__SHORT TASK__: Sift the material for lines containing "page", and return them.

— start INFORMATION SUPPLIED —

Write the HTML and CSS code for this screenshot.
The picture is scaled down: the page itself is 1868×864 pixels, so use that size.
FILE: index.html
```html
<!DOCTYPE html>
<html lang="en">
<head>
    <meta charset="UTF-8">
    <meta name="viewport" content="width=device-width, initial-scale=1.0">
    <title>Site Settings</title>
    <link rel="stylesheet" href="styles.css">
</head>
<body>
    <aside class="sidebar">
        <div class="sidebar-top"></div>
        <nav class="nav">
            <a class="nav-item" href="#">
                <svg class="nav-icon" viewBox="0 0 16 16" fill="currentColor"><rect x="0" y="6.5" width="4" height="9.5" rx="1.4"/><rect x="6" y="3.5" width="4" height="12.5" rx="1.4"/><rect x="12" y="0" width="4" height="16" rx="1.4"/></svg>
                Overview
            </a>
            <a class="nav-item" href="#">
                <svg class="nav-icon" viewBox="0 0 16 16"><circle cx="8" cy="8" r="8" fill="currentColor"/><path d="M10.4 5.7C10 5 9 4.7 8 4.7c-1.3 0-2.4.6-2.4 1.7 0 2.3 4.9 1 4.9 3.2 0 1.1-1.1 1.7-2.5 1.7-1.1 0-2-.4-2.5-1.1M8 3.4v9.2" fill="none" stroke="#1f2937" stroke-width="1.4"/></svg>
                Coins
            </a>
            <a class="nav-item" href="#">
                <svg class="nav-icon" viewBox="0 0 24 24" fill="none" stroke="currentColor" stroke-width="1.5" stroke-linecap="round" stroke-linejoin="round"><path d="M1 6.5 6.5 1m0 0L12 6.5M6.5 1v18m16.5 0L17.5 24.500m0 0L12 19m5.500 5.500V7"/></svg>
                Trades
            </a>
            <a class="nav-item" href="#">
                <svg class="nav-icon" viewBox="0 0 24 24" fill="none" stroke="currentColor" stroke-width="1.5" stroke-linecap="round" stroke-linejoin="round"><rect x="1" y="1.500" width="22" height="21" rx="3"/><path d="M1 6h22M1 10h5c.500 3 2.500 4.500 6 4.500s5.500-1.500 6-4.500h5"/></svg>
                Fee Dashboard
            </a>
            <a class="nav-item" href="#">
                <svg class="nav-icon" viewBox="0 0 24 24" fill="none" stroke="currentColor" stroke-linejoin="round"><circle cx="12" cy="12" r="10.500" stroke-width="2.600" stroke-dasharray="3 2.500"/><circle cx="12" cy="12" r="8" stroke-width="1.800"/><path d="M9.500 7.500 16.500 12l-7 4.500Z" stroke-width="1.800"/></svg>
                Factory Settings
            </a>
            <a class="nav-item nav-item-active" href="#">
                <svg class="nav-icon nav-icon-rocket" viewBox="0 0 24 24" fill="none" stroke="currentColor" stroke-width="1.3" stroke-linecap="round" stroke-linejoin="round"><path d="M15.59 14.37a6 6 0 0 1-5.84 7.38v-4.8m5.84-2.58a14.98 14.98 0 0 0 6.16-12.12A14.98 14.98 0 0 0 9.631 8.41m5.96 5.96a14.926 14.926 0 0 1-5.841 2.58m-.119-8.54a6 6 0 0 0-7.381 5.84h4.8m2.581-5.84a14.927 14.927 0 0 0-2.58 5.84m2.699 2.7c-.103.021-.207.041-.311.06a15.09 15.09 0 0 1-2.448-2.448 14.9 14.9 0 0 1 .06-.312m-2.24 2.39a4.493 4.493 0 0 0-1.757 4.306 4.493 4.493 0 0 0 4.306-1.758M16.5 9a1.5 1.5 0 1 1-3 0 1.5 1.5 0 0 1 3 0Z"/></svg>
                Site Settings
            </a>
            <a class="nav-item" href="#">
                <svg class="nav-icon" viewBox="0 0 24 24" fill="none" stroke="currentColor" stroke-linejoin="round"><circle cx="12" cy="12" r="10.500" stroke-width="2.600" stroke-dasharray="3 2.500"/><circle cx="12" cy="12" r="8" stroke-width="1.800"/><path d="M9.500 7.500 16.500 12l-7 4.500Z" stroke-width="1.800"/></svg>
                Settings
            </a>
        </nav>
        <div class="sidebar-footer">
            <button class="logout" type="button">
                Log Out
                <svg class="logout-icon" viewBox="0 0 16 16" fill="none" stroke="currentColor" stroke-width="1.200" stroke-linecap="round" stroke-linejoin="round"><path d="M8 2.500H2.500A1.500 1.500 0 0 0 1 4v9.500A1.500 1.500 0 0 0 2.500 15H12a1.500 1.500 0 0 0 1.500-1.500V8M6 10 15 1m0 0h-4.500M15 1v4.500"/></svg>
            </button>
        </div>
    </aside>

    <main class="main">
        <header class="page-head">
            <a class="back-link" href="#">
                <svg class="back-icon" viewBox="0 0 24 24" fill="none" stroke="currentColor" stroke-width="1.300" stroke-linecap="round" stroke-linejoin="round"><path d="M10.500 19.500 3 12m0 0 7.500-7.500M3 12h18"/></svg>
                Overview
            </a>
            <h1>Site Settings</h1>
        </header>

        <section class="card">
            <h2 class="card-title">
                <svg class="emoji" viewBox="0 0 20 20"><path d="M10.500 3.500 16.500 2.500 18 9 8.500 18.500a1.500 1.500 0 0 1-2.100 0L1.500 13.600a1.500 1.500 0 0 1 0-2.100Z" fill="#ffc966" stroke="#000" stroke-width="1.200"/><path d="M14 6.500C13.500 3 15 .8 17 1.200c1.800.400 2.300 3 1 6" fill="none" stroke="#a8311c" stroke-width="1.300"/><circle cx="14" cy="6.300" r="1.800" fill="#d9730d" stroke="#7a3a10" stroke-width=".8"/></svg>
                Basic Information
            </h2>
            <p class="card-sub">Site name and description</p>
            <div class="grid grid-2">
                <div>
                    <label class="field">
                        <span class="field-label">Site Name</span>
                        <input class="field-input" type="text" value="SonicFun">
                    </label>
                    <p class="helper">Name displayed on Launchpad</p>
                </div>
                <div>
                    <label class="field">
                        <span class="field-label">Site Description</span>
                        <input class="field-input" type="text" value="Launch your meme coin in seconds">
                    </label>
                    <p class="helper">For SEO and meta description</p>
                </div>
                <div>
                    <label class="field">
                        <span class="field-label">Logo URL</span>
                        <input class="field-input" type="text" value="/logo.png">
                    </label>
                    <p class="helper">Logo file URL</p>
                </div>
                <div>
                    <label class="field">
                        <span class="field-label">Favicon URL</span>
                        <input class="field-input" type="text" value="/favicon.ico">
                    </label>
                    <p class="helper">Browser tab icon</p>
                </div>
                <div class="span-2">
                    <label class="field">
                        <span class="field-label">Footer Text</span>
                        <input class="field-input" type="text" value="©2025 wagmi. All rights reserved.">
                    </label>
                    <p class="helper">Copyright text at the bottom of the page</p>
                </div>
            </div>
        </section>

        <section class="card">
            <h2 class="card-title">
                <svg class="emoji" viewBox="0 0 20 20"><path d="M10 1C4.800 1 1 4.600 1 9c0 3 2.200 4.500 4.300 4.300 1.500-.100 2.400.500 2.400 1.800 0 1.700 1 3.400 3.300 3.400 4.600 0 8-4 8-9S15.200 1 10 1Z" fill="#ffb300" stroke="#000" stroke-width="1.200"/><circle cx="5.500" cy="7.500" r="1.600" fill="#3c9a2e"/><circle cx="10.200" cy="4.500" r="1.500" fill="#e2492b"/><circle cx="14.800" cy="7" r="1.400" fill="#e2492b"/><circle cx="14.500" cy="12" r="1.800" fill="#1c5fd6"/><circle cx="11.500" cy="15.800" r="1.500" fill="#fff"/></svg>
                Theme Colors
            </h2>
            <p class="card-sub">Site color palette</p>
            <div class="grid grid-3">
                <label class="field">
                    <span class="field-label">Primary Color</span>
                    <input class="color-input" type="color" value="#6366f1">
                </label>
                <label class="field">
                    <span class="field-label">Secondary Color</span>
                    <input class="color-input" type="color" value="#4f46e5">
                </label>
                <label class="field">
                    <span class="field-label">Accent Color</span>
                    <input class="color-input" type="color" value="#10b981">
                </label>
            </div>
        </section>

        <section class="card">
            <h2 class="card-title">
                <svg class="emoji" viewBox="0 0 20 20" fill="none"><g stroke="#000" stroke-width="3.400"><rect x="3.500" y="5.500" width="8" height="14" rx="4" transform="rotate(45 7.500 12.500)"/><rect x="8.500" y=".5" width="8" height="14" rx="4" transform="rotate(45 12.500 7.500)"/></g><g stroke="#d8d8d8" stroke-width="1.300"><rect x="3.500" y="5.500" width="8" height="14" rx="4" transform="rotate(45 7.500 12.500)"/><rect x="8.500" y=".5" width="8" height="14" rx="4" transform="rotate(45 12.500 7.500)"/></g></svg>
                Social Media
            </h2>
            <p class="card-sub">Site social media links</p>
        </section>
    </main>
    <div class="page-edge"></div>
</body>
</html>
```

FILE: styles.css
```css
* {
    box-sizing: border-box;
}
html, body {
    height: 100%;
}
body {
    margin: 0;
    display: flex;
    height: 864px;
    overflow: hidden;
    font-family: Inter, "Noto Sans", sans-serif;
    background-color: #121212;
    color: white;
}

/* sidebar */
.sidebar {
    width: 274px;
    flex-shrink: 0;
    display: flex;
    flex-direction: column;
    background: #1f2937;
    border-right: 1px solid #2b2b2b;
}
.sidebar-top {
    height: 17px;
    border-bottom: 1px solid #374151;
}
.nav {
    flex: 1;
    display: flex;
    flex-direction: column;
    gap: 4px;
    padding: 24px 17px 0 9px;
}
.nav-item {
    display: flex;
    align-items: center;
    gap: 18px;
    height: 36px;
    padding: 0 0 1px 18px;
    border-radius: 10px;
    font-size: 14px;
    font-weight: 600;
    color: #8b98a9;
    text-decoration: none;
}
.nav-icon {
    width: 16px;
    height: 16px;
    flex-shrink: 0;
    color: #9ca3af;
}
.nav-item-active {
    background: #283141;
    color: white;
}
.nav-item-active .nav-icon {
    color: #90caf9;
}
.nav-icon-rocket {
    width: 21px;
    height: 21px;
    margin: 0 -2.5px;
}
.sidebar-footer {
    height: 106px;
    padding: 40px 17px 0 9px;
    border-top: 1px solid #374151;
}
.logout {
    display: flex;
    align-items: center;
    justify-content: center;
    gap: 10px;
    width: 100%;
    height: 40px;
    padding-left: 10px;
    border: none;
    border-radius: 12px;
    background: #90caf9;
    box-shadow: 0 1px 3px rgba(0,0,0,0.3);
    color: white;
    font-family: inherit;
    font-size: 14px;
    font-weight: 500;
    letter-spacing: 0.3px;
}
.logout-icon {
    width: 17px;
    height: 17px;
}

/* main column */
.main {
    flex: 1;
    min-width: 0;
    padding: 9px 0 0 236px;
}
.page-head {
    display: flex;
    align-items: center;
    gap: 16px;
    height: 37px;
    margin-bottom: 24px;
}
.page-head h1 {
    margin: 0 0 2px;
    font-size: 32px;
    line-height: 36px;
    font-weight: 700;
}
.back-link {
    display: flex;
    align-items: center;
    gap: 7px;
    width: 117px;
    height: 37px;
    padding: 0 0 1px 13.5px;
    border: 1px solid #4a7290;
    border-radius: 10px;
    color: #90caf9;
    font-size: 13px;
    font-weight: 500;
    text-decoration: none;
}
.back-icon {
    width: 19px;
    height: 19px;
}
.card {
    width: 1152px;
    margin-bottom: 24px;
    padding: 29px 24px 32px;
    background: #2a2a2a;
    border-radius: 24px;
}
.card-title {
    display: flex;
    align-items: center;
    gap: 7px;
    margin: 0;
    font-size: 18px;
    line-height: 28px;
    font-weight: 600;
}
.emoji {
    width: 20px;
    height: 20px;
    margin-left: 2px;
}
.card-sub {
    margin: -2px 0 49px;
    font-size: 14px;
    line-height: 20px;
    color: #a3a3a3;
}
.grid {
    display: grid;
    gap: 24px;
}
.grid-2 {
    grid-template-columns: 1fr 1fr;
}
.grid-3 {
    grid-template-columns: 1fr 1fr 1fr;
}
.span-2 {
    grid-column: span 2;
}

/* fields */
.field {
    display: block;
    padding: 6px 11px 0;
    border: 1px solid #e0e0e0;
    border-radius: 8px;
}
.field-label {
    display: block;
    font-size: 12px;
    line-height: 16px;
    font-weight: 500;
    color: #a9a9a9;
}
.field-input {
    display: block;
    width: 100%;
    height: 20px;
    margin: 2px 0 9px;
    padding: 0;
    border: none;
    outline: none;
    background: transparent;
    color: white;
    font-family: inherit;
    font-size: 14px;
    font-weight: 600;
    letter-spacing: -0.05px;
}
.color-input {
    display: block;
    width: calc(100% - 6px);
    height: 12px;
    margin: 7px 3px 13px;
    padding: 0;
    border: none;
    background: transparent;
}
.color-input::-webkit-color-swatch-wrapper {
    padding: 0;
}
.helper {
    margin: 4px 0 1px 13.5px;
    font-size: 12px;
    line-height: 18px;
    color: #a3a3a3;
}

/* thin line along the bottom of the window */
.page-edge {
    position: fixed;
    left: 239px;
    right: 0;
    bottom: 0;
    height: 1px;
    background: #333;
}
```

— end INFORMATION SUPPLIED —

__FULL OUTPUT__:
The picture is scaled down: the page itself is 1868×864 pixels, so use that size.
        <header class="page-head">
                    <p class="helper">Copyright text at the bottom of the page</p>
    <div class="page-edge"></div>
.page-head {
.page-head h1 {
.page-edge {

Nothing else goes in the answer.